DATA PROVIDED:
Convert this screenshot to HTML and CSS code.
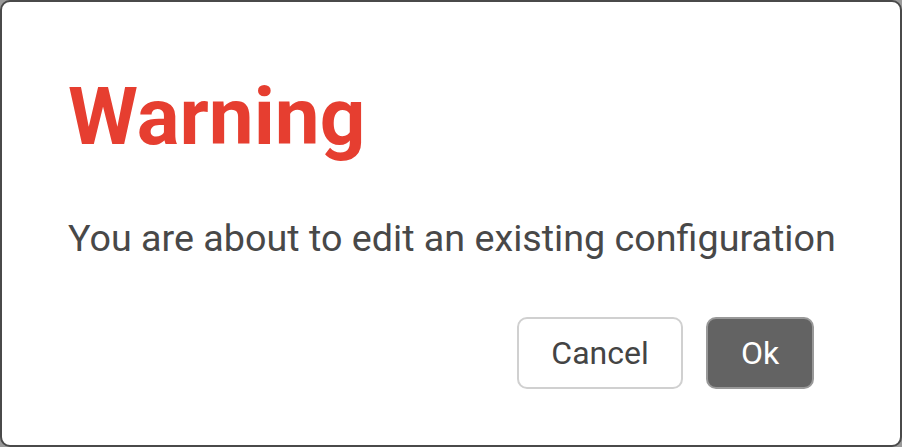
FILE: index.html
```html
<!DOCTYPE html>
<html>
<head>
<meta charset="utf-8">
<link rel="stylesheet" href="styles.css">
</head>
<body>
<div class="dialog">
  <h1 class="title">Warning</h1>
  <p class="message">You are about to edit an existing configuration</p>
  <div class="actions">
    <button class="btn btn-cancel">Cancel</button>
    <button class="btn btn-ok">Ok</button>
  </div>
</div>
</body>
</html>
```
FILE: styles.css
```css
html, body {
  margin: 0;
  padding: 0;
  width: 902px;
  height: 447px;
  background: #9a9a9a;
  overflow: hidden;
}
.dialog {
  box-sizing: border-box;
  width: 902px;
  height: 447px;
  background: #fff;
  border: 2px solid #4a4a4a;
  border-radius: 10px;
  padding: 75px 20px 0 66px;
  display: flex;
  flex-direction: column;
  font-family: Roboto, "Liberation Sans", sans-serif;
}
.title {
  margin: 0;
  font-size: 80px;
  line-height: 1;
  font-weight: 700;
  color: #e63e30;
}
.message {
  margin: 63px 0 0 0;
  font-size: 37.7px;
  line-height: 1;
  color: #484848;
  white-space: nowrap;
}
.actions {
  margin: 59px 66px 0 0;
  display: flex;
  justify-content: flex-end;
  gap: 23px;
}
.btn {
  box-sizing: border-box;
  height: 72px;
  border-radius: 10px;
  font-family: Roboto, "Liberation Sans", sans-serif;
  font-size: 32px;
  padding: 0;
}
.btn-cancel {
  width: 166px;
  background: #fff;
  border: 2px solid #d0d0d0;
  color: #444;
}
.btn-ok {
  width: 108px;
  background: #636363;
  border: 2px solid #999;
  color: #fff;
}
```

THE TASK:
All of the data above should be quoted exactly, except for the pictures.

ANSWER TO THE EXERCISE:
Convert this screenshot to HTML and CSS code.
FILE: index.html
```html
<!DOCTYPE html>
<html>
<head>
<meta charset="utf-8">
<link rel="stylesheet" href="styles.css">
</head>
<body>
<div class="dialog">
  <h1 class="title">Warning</h1>
  <p class="message">You are about to edit an existing configuration</p>
  <div class="actions">
    <button class="btn btn-cancel">Cancel</button>
    <button class="btn btn-ok">Ok</button>
  </div>
</div>
</body>
</html>
```
FILE: styles.css
```css
html, body {
  margin: 0;
  padding: 0;
  width: 902px;
  height: 447px;
  background: #9a9a9a;
  overflow: hidden;
}
.dialog {
  box-sizing: border-box;
  width: 902px;
  height: 447px;
  background: #fff;
  border: 2px solid #4a4a4a;
  border-radius: 10px;
  padding: 75px 20px 0 66px;
  display: flex;
  flex-direction: column;
  font-family: Roboto, "Liberation Sans", sans-serif;
}
.title {
  margin: 0;
  font-size: 80px;
  line-height: 1;
  font-weight: 700;
  color: #e63e30;
}
.message {
  margin: 63px 0 0 0;
  font-size: 37.7px;
  line-height: 1;
  color: #484848;
  white-space: nowrap;
}
.actions {
  margin: 59px 66px 0 0;
  display: flex;
  justify-content: flex-end;
  gap: 23px;
}
.btn {
  box-sizing: border-box;
  height: 72px;
  border-radius: 10px;
  font-family: Roboto, "Liberation Sans", sans-serif;
  font-size: 32px;
  padding: 0;
}
.btn-cancel {
  width: 166px;
  background: #fff;
  border: 2px solid #d0d0d0;
  color: #444;
}
.btn-ok {
  width: 108px;
  background: #636363;
  border: 2px solid #999;
  color: #fff;
}
```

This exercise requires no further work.